Enter lease and escalation inputs
Example data table
| Year | Rent / Sq Ft | Area | Annual Base Rent | Ops / Sq Ft | Total Estimated Payable |
|---|---|---|---|---|---|
| 1 | $72.00 | 12,000 sq ft | $864,000.00 | $14.00 | $984,000.00 |
| 2 | $74.52 | 12,000 sq ft | $894,240.00 | $14.28 | $1,065,600.00 |
| 3 | $77.13 | 12,000 sq ft | $925,538.40 | $14.57 | $1,100,378.40 |
| 4 | $79.83 | 12,000 sq ft | $957,932.24 | $14.86 | $1,136,202.64 |
| 5 | $82.62 | 12,000 sq ft | $991,459.88 | $15.16 | $1,173,107.93 |
This sample illustrates a multi-year lease with annual base rent escalation and rising operating expenses.
Formula used
Effective Rentable Area = Usable Area × (Rentable Area Factor ÷ 100)
Compound: Start Rent × (1 + Annual Increase)^(Year - 1)
Simple: Start Rent × [1 + (Annual Increase × (Year - 1))]
Annual Base Rent = Escalated Rent Per Sq Ft × Effective Rentable Area
Free Rent Value = Year One Base Rent × (Free Months ÷ 12)
Effective Base Rent = Annual Base Rent - Free Rent Value
Escalated Ops Per Sq Ft = Year One Ops × (1 + Ops Increase)^(Year - 1)
Annual Operating Expenses = Escalated Ops Per Sq Ft × Effective Rentable Area
Total Payable = Effective Base Rent + Operating Expenses
Discounted Cost = Total Payable ÷ (1 + Discount Rate)^Year
How to use this calculator
- Enter your starting annual rent per square foot.
- Add the usable area from the lease summary.
- Set the rentable area factor if load factors apply.
- Choose the lease term and yearly rent escalation.
- Add operating expenses and their projected annual growth.
- Enter any first-year free rent concession.
- Set a discount rate for present-value review.
- Choose compound or simple escalation.
- Press calculate to view totals, trends, and yearly costs.
- Use CSV or PDF export for reporting or negotiation notes.
Frequently asked questions
1) What does this calculator estimate?
It estimates multi-year rent obligations for premium business districts. It combines escalations, operating expenses, concessions, and discounted totals in one schedule.
2) Why use annual rent per square foot?
Many office leases quote rent this way. It lets you compare buildings, districts, and proposal sheets more consistently.
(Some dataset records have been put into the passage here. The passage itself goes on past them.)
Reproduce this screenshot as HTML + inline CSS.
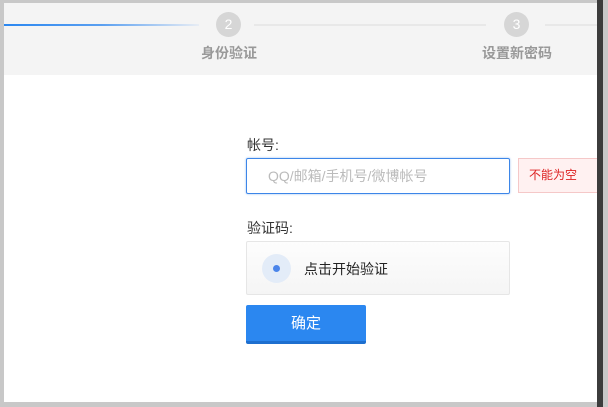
<!DOCTYPE html>
<html><head><meta charset="utf-8"><style>
*{margin:0;padding:0;box-sizing:border-box}
body{width:608px;height:407px;position:relative;overflow:hidden;background:#c8c8c8;font-family:"Liberation Sans","Noto Sans CJK SC",sans-serif}
.main{position:absolute;left:4px;top:3px;width:594px;height:399px;background:#fff}
.hdr{position:absolute;left:0;top:0;width:594px;height:72px;background:#f4f4f4}
.bar{position:absolute;right:5px;top:0;width:6px;height:407px;background:#3c3c3c}
.line{position:absolute;height:2px;top:21px}
.circ{position:absolute;width:25px;height:25px;border-radius:50%;background:#d6d6d6;color:#fff;font-size:14px;text-align:center;line-height:25px;top:9px}
.st{position:absolute;top:40px;font-size:14px;color:#999;font-weight:bold}
.abs{position:absolute}
</style></head><body>
<div class="main">
<div class="hdr">
<div class="line" style="left:0;width:195px;background:linear-gradient(90deg,#2b87f0 0%,#5a9ff0 50%,rgba(220,230,245,0.5) 100%)"></div>
<div class="circ" style="left:212px">2</div>
<div class="line" style="left:250px;width:232px;background:#e8e8e8"></div>
<div class="circ" style="left:500px">3</div>
<div class="line" style="left:541px;width:53px;background:#e8e8e8"></div>
<div class="st" style="left:197px">身份验证</div>
<div class="st" style="left:478px">设置新密码</div>
</div>
<div class="abs" style="left:243px;top:132px;font-size:14px;color:#333">帐号:</div>
<div class="abs" style="left:242px;top:155px;width:264px;height:36px;border:1px solid #3d86e8;border-radius:2px;box-shadow:0 0 2px #9cc0f0;font-size:14px;color:#bbb;padding-left:21px;line-height:34px">QQ/邮箱/手机号/微博帐号</div>
<div class="abs" style="left:514px;top:155px;width:84px;height:35px;border:1px solid #f5c8c8;background:#fff1f1;color:#d22;font-size:12px;line-height:33px;padding-left:10px">不能为空</div>
<div class="abs" style="left:243px;top:215px;font-size:14px;color:#333">验证码:</div>
<div class="abs" style="left:242px;top:238px;width:264px;height:54px;border:1px solid #e6e6e6;border-radius:2px;background:linear-gradient(#fdfdfd,#f5f5f5)">
<div class="abs" style="left:15px;top:12px;width:29px;height:29px;border-radius:50%;background:#e3ecf8"></div>
<div class="abs" style="left:26px;top:23px;width:7px;height:7px;border-radius:50%;background:#4b85ea"></div>
<div class="abs" style="left:57px;top:17px;font-size:14px;color:#222">点击开始验证</div>
</div>
<div class="abs" style="left:242px;top:302px;width:120px;height:39px;background:#2b87f0;border-bottom:3px solid #1e6fcf;border-radius:2px;color:#fff;font-size:15px;text-align:center;line-height:38px">确定</div>
</div>
<div class="bar"></div>
</body></html>
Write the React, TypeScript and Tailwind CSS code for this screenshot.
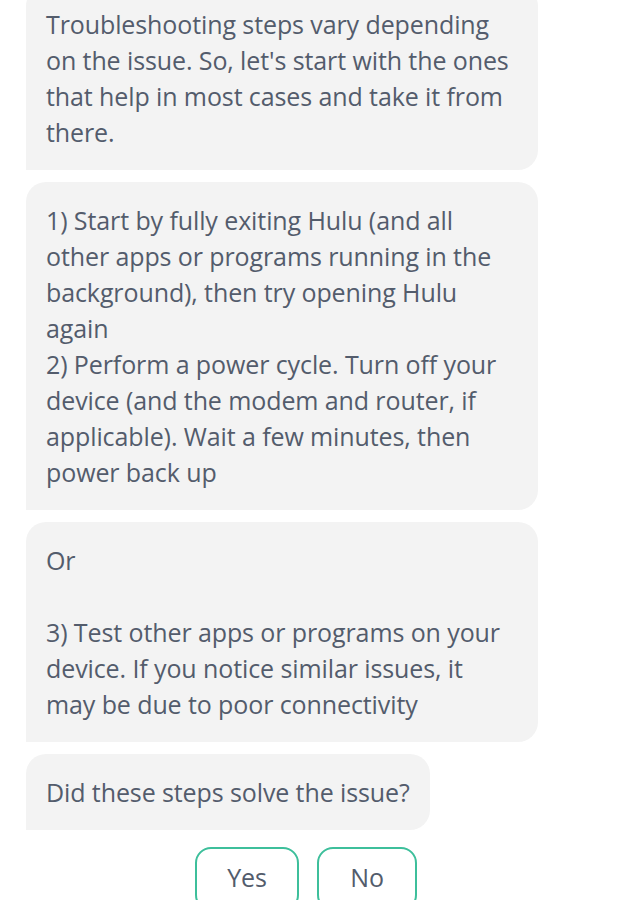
import React from "react";

const font = { fontFamily: '"Open Sans", "Noto Sans", sans-serif' };

function Bubble({ lines, w = "w-[512px]" }: { lines: string[]; w?: string }) {
  return (
    <div className={`${w} bg-[#f3f3f3] rounded-tl-[20px] rounded-tr-[20px] rounded-br-[20px] px-5 py-5 text-[25px] leading-[36px] tracking-[-0.1px] text-[#535c6c]`}>
      {lines.map((l, i) => (
        <div key={i} className="whitespace-nowrap h-[36px]">{l}</div>
      ))}
    </div>
  );
}

export default function App() {
  return (
    <div className="w-[620px] h-[900px] overflow-hidden bg-white" style={font}>
      <div className="pl-[26px] flex flex-col gap-3 -mt-[14px]">
        <Bubble
          lines={[
            "Troubleshooting steps vary depending",
            "on the issue. So, let's start with the ones",
            "that help in most cases and take it from",
            "there.",
          ]}
        />
        <Bubble
          lines={[
            "1) Start by fully exiting Hulu (and all",
            "other apps or programs running in the",
            "background), then try opening Hulu",
            "again",
            "2) Perform a power cycle. Turn off your",
            "device (and the modem and router, if",
            "applicable). Wait a few minutes, then",
            "power back up",
          ]}
        />
        <Bubble
          lines={[
            "Or",
            "",
            "3) Test other apps or programs on your",
            "device. If you notice similar issues, it",
            "may be due to poor connectivity",
          ]}
        />
        <Bubble w="w-[404px]" lines={["Did these steps solve the issue?"]} />
      </div>
      <div className="flex justify-center gap-[18px] pr-2 mt-[17px]">
        <button className="w-[104px] h-[64px] border-2 border-[#3dbf9b] rounded-[16px] text-[25px] tracking-[-0.1px] text-[#535c6c] pb-[2px]">Yes</button>
        <button className="w-[100px] h-[64px] border-2 border-[#3dbf9b] rounded-[16px] text-[25px] tracking-[-0.1px] text-[#535c6c] pb-[2px]">No</button>
      </div>
    </div>
  );
}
3) What is the rentable area factor?
It adjusts usable area into billable area. Some leases include common-area load factors that increase the square footage used for rent calculations.
4) What is the difference between simple and compound escalation?
Simple escalation adds the same percentage against the original rent each year. Compound escalation applies each increase to the prior year’s escalated amount.
5) How is free rent handled?
This model reduces year-one base rent only. Many leases still require operating expenses during free-rent periods, so check your document carefully.
6) Why include a discount rate?
A discount rate converts future rent payments into present-value terms. That helps compare competing lease offers more fairly.
7) Can this support lease negotiations?
Yes. It highlights long-term cost impact, concession value, expense growth, and escalation sensitivity for better negotiation framing.
8) Is this a legal interpretation tool?
No. It is a financial review aid. Final rent obligations depend on the signed lease language, riders, and building-specific clauses.